From the Archive: Forget their Weaknesses, Improve their Strengths

by Michael Haberman on June 10, 2015 · 0 comments


Would you praise him for what he could do or the fact that he had a weakness?

Would you praise him for what he could do or the fact that he had a weakness?

I am away on some personal time so I wanted to repost this from November 2013. It was pretty well read, which means that others found it interesting, you might too.

It is a general consensus these days that performance appraisal is broken. Managers hate to deliver them, employees hate to get them and HR is just tired of dealing with all the moaning and groaning associated with them. The general criticism is that they are poorly done and don’t really do anything to improve employees. I am not one of those people however that call for getting rid of performance appraisal. I think employees do want to have feedback. I think that we can improve performance appraisal by concentrating on what employees do well and forgetting their weaknesses.

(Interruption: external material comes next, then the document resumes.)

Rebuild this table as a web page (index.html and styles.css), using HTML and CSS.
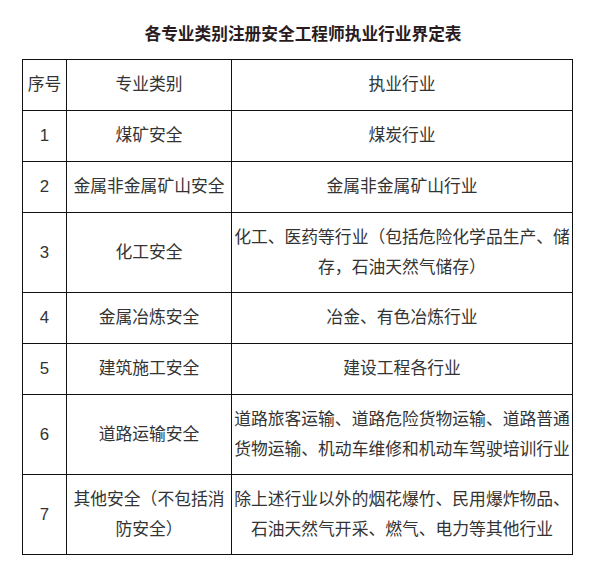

We focus on the wrong things

It is an unfortunate aspect of human nature that a large percentage of us tend to focus on the negatives and this is as true of managers as anyone else. Some managers feel they need to concentrate on an employee’s weaknesses and to try to improve them. We want the employee to be better rounded. This is a good thing if the weakness of the employee truly is a hindrance to them being effective in the performance. But I think a key question to ask is “Does this weakness truly affect this person’s performance?” Are they not making as much money for the company as they could be? Or is this weakness a “nice to have” aspect of their performance? If their weakness genuinely affects their ability to be the most productive and profitable employee they can be then by all means focus on the weakness.

Focus on their strength

In his story of his personal situation writer Erik Decker tells about a manager that wanted to make sure he was better technically. Decker protested telling the boss he was a marketer and not a techie. It was not necessary for him to be technically savvy on the product, he needed to be able to sell it better. He needed to be able to communicate. He needed to be better at copywriting, web design and photo shopping. He did not need to know the backside of the product. But his boss insisted it would make him a better employee. Unfortunately it did not improve his marketing and it did not improve his sales ability and that was what his job was.

I think too often managers do the same thing with their employees. They try to round out an employee. They focus on making the generalist when in reality they should focus on making them better what they are already good at – the stuff that helps make the company more money and be more productive.